Factoring out CSS styles into classes
So far we have quite shamelessly -- and successfully -- exploited HTML @style attributes, prolifically, as a way of representing the formatting information presented to us in the .docx.
However, this is (to say the least) likely to be controversial if not also problematic (and probably that too) as soon as we hit the HTML environment. Indeed, wouldn't an early goal of any reasonable HTML conversion have to be getting element-level @style out of there (whatever we have as warrants and justifications)?

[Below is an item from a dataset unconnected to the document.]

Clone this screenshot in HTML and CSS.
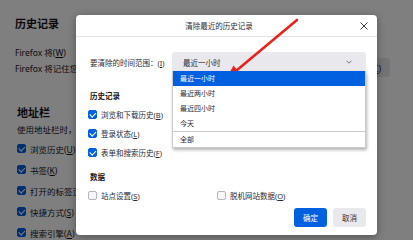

How to do that? Well actually an XSLT could take all instances of
<p class="SomewhatParagraph" style="text-align:center; font-size:14">
and faithfully render them
<p class="SomewhatParagraph size14pt-centered">
with elsewhere in the HTML (once for the set)
<style type="text/css">
.size14pt-centered { text-align:center; font-size:14 }
</style>
This would probably be considered a vast improvement by almost anyone -- and can be done with a single filter in XSLT. It would implement a little language casting property settings into @class values. Presumably this could be done with the subset of CSS we expect.
I propose we may wish to do this preemptively as I can easily see aching in bellies, heads and even hearts if we proceed to deliver raw @style attributes - serviceable as they has been so far for their purposes (and however easy and straightforward a transformation this is for those in command of the right tools). Especially since we also have a way to do the processing called for, so neatly.